VICE PRESIDENTIAL DEBATEOctober 9, 1996
JIM LEHRER: Mr. Kemp, Senator Dole has criticized the president on Haiti, that he handled that wrong. What did he do wrong?
MR. KEMP: Well, it was Bob Dole that suggested that there be a fact-finding commission. President Carter was on it. Colin Powell was on it. You cannot say, in our opinion, that Haiti is a great success. Clearly it was maybe the right thing to do, but we did not go in with enough information.
We caused problems in the first place by denying Caribbean countries and third world countries a chance to trade freely in the United States. It causes economic problems and turmoil, and then we turn around, as we did in Mexico, having to bail them out. We caused the problem in the first place, and it cost us $20 billion to $50 billion to bail them out.
Haiti is very ambiguous at best. We pray that democracy comes to Haiti. But so far, the message from Haiti is quite ambiguous, notwithstanding the declaration of victory by this administration.
VICE PRESIDENT GORE: Well, I didn't hear anything wrong. The fact is we restored democracy to Haiti. When I say restored, actually it's the first real democracy that Haiti has ever had. And it happened with scarcely any shots being fired.
I was in the Oval Office the night when President Clinton dispatched our troops from Fort Bragg. It was a tense moment. The planes were in the air, and our negotiators were talking with the dictator down there. And when that dictator got the news from his spies outside the gate that all these planes were taking off, he said, "Let's get out of here." That's how it was done. It was one of the most deft uses of diplomacy and military force in combination that you will find anywhere in the annals of the history of this country.
I was so proud of our president in the way he handled that, and the result so far is excellent. And we hope and pray that it will remain that way.
MR. KEMP: Many more results like Bosnia, and Haiti, and Mexico, and the Middle East, and we won't have much success. One of the most serious - one of the most serious problems was the tremendous effort by this administration to force on Mexico a devaluation of their peso. The economy has dropped by almost 40 to 50 percent, then we go in and bail them out. We cause the problem and then we have to bail them out.
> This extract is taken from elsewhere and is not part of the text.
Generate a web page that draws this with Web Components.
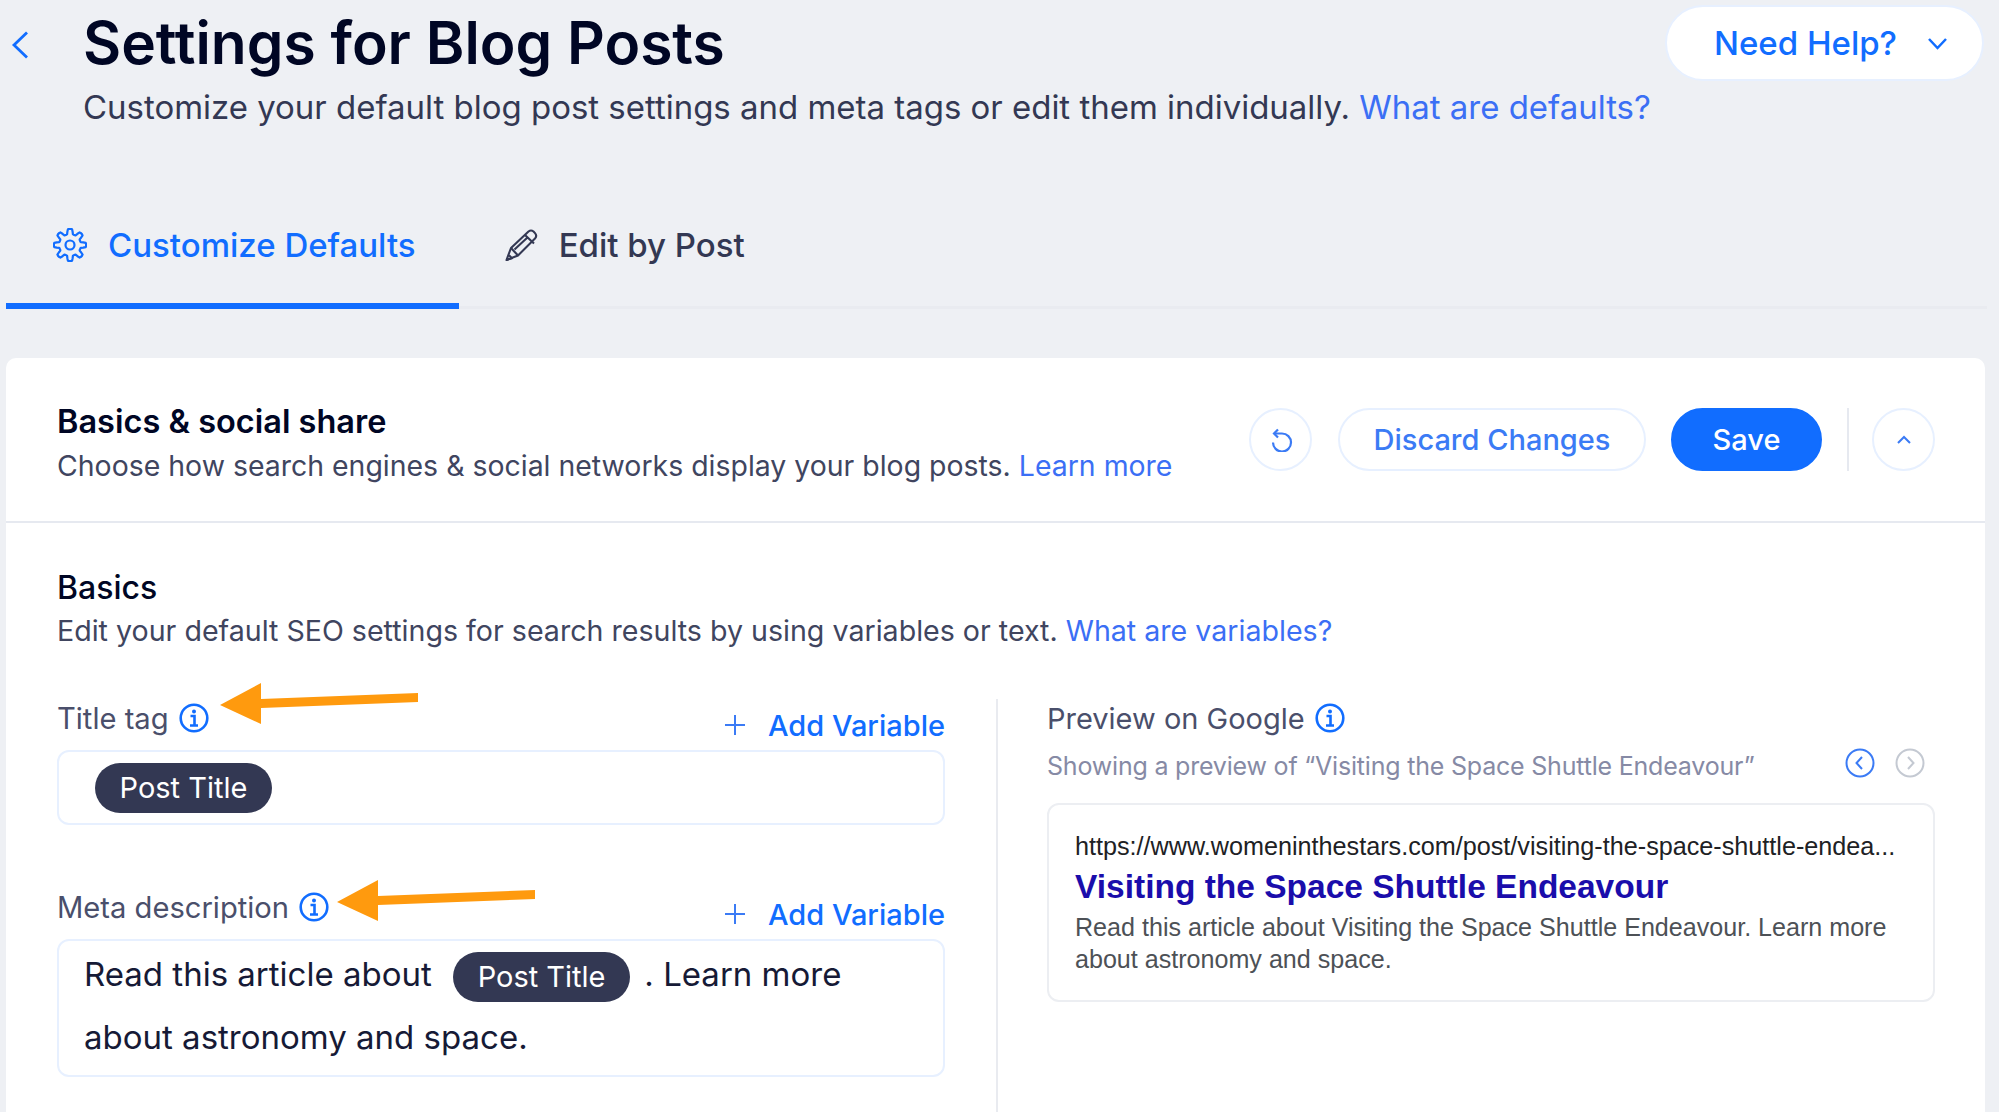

We should have a foreign policy that's predicated upon trade, on spreading democracy by giving people opportunities to trade freely with us and making sure that everybody recognizes the rule of the - the Golden Rule, to do unto others as you would have them do unto you. Diplomacy first, and don't bomb before breakfast.
JIM LEHRER: Mr. Vice President, Mexico - we caused the problem and then had to go in and bail them out?
VICE PRESIDENT GORE: No, that's not right. When Mr. Kemp started talking about the Golden Rule, I thought he was going to talk about the gold standard again.
That used to be an integral part of this so-called supply-side economics, but it may be something else that he now agrees with Bob Dole on, because Bob Dole voted to take us off the gold standard - a wise vote in my opinion. Most all economists say that, if we did that, it would throw us into a deep recession or a depression and throw millions out of work.
But let me come directly to this question. No, when there was a crisis involving the Mexican peso, again President Bill Clinton showed bold and dynamic leadership. I want to hasten to add that Senator Bob Dole gave critical bipartisan support at the time. He agreed with the president. He supported the president. He said this is a wise move. He could not get a majority in the Senate, and Speaker Gingrich could not get a majority in the House, to go on record in support of it.
So the president, as presidents often have to do, went alone and did the right thing. You know, people said it was a big risk at that time. We've ended up making a $500 million profit. All of the loans have been paid back. We're using that $500 million to further reduce the deficit. It's come down 60 percent already. It's going down even more toward a balanced budget, and this is helping.
MR. KEMP: It's unbelievable that we could cause a drop in the standard of living of a friendly country like Mexico by nearly 40 to 50 percent, unemployment goes up, we send U.S. tax dollars and IMF monies to Mexico, and we make a profit. At that level, that gives new meaning to the word "profitability" for U.S. foreign policy. The pain, the suffering, the unemployment, the bankruptcies, the loss of the standard of living, the people who have had to come across the border of California, Arizona, New Mexico and Texas. If that's our foreign policy for the third world or Latin America, I believe more than ever we've got to elect a president who understands trade, who understands honest money, who understands private enterprise, who understands democratic capitalism, not socialism caused by the IMF and the Clinton administration.
VICE PRESIDENT GORE: Well, I fail to understand the basis of the charge that we caused the monetary crisis in Mexico. They manage their own monetary policy. Years ago we used to hear this phrase in American politics, the "blame America first" crowd. I never liked that phrase. But if it was going to be applied today, it would have to be applied to this statement.
The United States of America shouldn't be blamed for the management of Mexico's monetary policy. We helped our neighbor in an hour of need. And they survived. They're stronger. They're coming back. They paid us back. And we got a dividend in the process.